You will understand the institutional guarantees of political and civil rights granted under the Constitution, the rights conferred by the American government system, key Supreme Court cases and arguments regarding constitutional protections, the impact of the Fourteenth Amendment on civil rights at the state level, and the impact of judicial decisions on American
socie You ty.
Finally, you will learn that civil liberties are foundational to political beliefs and political culture in the United States, and that those rights are found in the First, Fourth, Fifth, and Sixth Amendments.
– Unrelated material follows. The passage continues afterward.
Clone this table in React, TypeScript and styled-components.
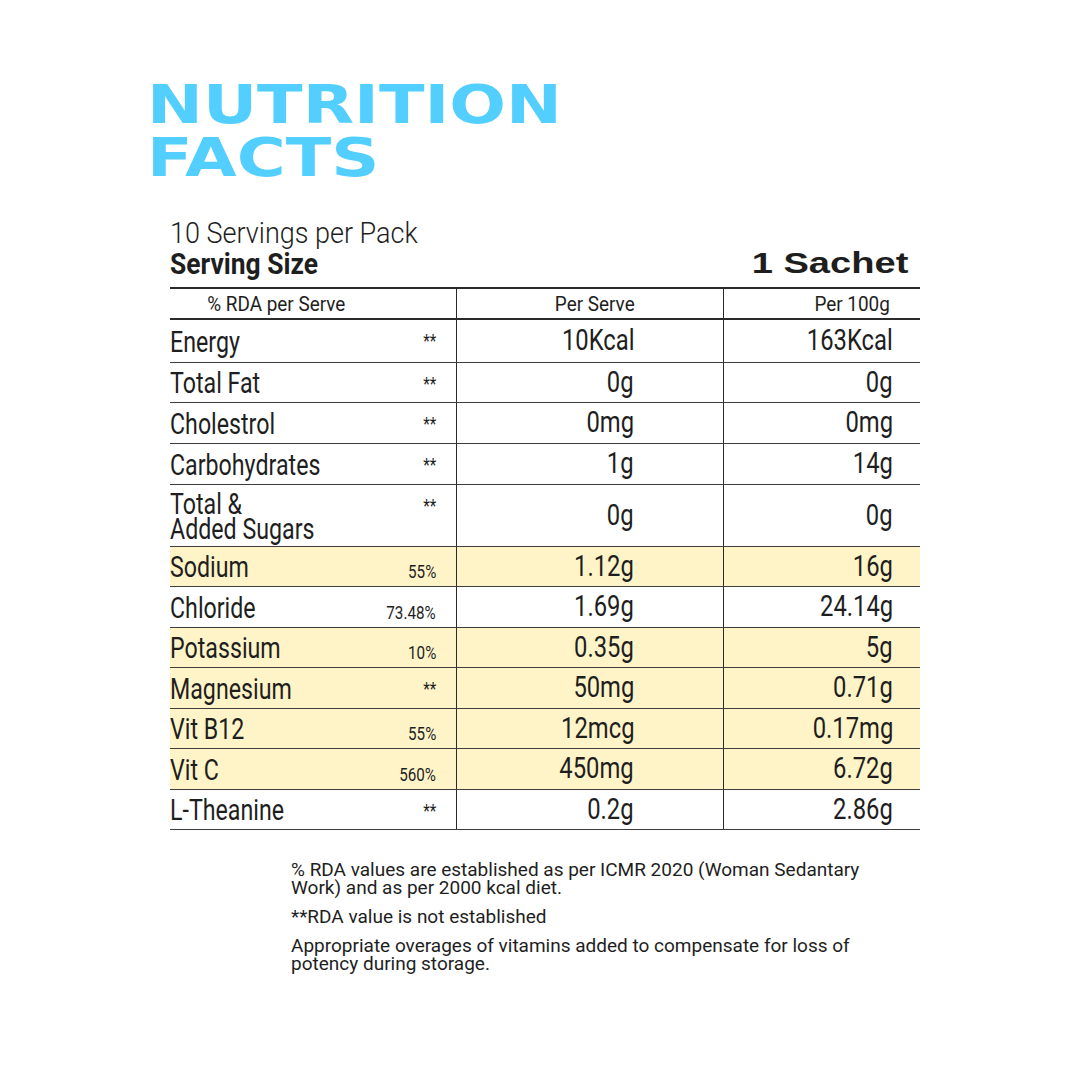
import React from "react";
import styled, { createGlobalStyle } from "styled-components";

const Global = createGlobalStyle`
  html, body { margin: 0; padding: 0; background: #ffffff; }
  body { font-family: Roboto, "Liberation Sans", sans-serif; color: #1e1e1e; }
`;

const Page = styled.div`
  width: 1080px;
  height: 1080px;
  box-sizing: border-box;
  padding: 78px 0 0 150px;
  background: #fff;
  overflow: hidden;
`;

const Title = styled.h1`
  margin: 0 0 0 -3px;
  font-family: "DejaVu Sans", sans-serif;
  font-weight: 700;
  font-size: 53px;
  line-height: 53px;
  color: #52cfff;
`;

const TitleLine = styled.span`
  display: block;
  transform: scaleX(1.26);
  transform-origin: left center;
  white-space: nowrap;
`;

const Panel = styled.div`
  width: 750px;
  margin: 34px 0 0 20px;
`;

const Cond = styled.span<{ $origin?: string; $sx?: number }>`
  display: inline-block;
  white-space: nowrap;
  transform: scaleX(${(p) => p.$sx ?? 0.84});
  transform-origin: ${(p) => p.$origin || "left"} center;
`;

const Servings = styled.div`
  font-size: 30px;
  font-weight: 300;
  line-height: 30px;
  color: #1e1e1e;
`;

const SizeRow = styled.div`
  display: flex;
  justify-content: space-between;
  align-items: flex-end;
  padding-bottom: 9px;
  border-bottom: 2px solid #2a2a2a;
`;

const SizeLabel = styled.div`
  font-size: 30px;
  font-weight: 700;
  line-height: 28px;
`;

const Sachet = styled.div`
  font-family: "Liberation Sans", Arial, sans-serif;
  font-weight: 700;
  font-size: 30px;
  line-height: 30px;
  margin-right: 12px;
  span {
    display: inline-block;
    transform: scaleX(1.27);
    transform-origin: right center;
  }
`;

const Row = styled.div<{ $hl?: boolean; $h?: number; $head?: boolean }>`
  display: grid;
  grid-template-columns: 286px 267px 197px;
  height: ${(p) => p.$h || 40}px;
  background: ${(p) => (p.$hl ? "#fff4c8" : "transparent")};
  border-bottom: ${(p) => (p.$head ? "2px solid #2a2a2a" : "1px solid #3d3d3d")};
  box-sizing: border-box;
`;

const HeadCell = styled.div<{ $pad: number; $divider?: boolean }>`
  display: flex;
  align-items: center;
  justify-content: flex-end;
  padding-right: ${(p) => p.$pad}px;
  font-size: 21px;
  color: #1e1e1e;
  border-left: ${(p) => (p.$divider ? "1.5px solid #2a2a2a" : "none")};
`;

const NameCell = styled.div`
  display: flex;
  align-items: center;
  justify-content: space-between;
  padding-right: 20px;
`;

const Name = styled.div`
  font-size: 29px;
  line-height: 25px;
  padding-top: 2px;
`;

const Rda = styled.div<{ $star?: boolean }>`
  font-size: 19px;
  align-self: ${(p) => (p.$star ? "flex-start" : "flex-end")};
  padding-top: ${(p) => (p.$star ? "9px" : "0")};
  padding-bottom: ${(p) => (p.$star ? "0" : "3px")};
`;

const ValueCell = styled.div<{ $pad: number }>`
  display: flex;
  align-items: center;
  justify-content: flex-end;
  padding-right: ${(p) => p.$pad}px;
  border-left: 1.5px solid #2a2a2a;
  font-size: 29px;
  padding-bottom: 2px;
`;

const Notes = styled.div`
  margin: 31px 0 0 121px;
  width: 620px;
  font-size: 19px;
  line-height: 18px;
  color: #1e1e1e;
  display: flex;
  flex-direction: column;
  gap: 11px;
`;

const Note = styled.p`
  margin: 0;
  white-space: nowrap;
`;

type Item = { name: React.ReactNode; rda: string; serve: string; per100: string; hl?: boolean; h?: number };

const items: Item[] = [
  { name: "Energy", rda: "**", serve: "10Kcal", per100: "163Kcal", h: 43 },
  { name: "Total Fat", rda: "**", serve: "0g", per100: "0g" },
  { name: "Cholestrol", rda: "**", serve: "0mg", per100: "0mg", h: 41 },
  { name: "Carbohydrates", rda: "**", serve: "1g", per100: "14g", h: 41 },
  {
    name: (
      <>
        Total &amp;
        <br />
        Added Sugars
      </>
    ),
    rda: "**",
    serve: "0g",
    per100: "0g",
    h: 62,
  },
  { name: "Sodium", rda: "55%", serve: "1.12g", per100: "16g", hl: true },
  { name: "Chloride", rda: "73.48%", serve: "1.69g", per100: "24.14g", h: 41 },
  { name: "Potassium", rda: "10%", serve: "0.35g", per100: "5g", hl: true },
  { name: "Magnesium", rda: "**", serve: "50mg", per100: "0.71g", hl: true, h: 41 },
  { name: "Vit B12", rda: "55%", serve: "12mcg", per100: "0.17mg", hl: true },
  { name: "Vit C", rda: "560%", serve: "450mg", per100: "6.72g", hl: true, h: 41 },
  { name: "L-Theanine", rda: "**", serve: "0.2g", per100: "2.86g" },
];

export default function App() {
  return (
    <>
      <Global />
      <Page>
        <Title>
          <TitleLine>NUTRITION</TitleLine>
          <TitleLine>FACTS</TitleLine>
        </Title>
        <Panel>
          <Servings>
            <Cond $sx={0.9}>10 Servings per Pack</Cond>
          </Servings>
          <SizeRow>
            <SizeLabel>
              <Cond $sx={0.88}>Serving Size</Cond>
            </SizeLabel>
            <Sachet>
              <span>1 Sachet</span>
            </Sachet>
          </SizeRow>
          <Row $head $h={31}>
            <HeadCell $pad={111}>
              <Cond $origin="right" $sx={0.9}>% RDA per Serve</Cond>
            </HeadCell>
            <HeadCell $pad={88} $divider>
              <Cond $origin="right" $sx={0.9}>Per Serve</Cond>
            </HeadCell>
            <HeadCell $pad={30} $divider>
              <Cond $origin="right" $sx={0.9}>Per 100g</Cond>
            </HeadCell>
          </Row>
          {items.map((it, i) => (
            <Row key={i} $hl={it.hl} $h={it.h}>
              <NameCell>
                <Name>
                  <Cond $sx={0.8}>{it.name}</Cond>
                </Name>
                <Rda $star={it.rda === "**"}>
                  <Cond $origin="right" $sx={0.8}>{it.rda}</Cond>
                </Rda>
              </NameCell>
              <ValueCell $pad={89}>
                <Cond $origin="right" $sx={0.82}>{it.serve}</Cond>
              </ValueCell>
              <ValueCell $pad={27}>
                <Cond $origin="right" $sx={0.82}>{it.per100}</Cond>
              </ValueCell>
            </Row>
          ))}
          <Notes>
            <Note>
              % RDA values are established as per ICMR 2020 (Woman Sedantary
              <br />
              Work) and as per 2000 kcal diet.
            </Note>
            <Note>**RDA value is not established</Note>
            <Note>
              Appropriate overages of vitamins added to compensate for loss of
              <br />
              potency during storage.
            </Note>
          </Notes>
        </Panel>
      </Page>
    </>
  );
}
You will discover that conflicts regarding civil liberties often involve competing interests—between national security and personal expression and between the right of society to protect itself from criminals and the right of all people to be free from unreasonable searches and coerced confessions.
Short-answer questions:
· Given the policy-making process in America, explain why this statement is of considerable significance: “Those who decide what politics is about will run the country.”
· Explain the difference between majoritarian politics and client politics, using specific policy examples.
· Explain Reaganomics and its effects.
· Describe the actors in the executive branch who are involved in making economic policy.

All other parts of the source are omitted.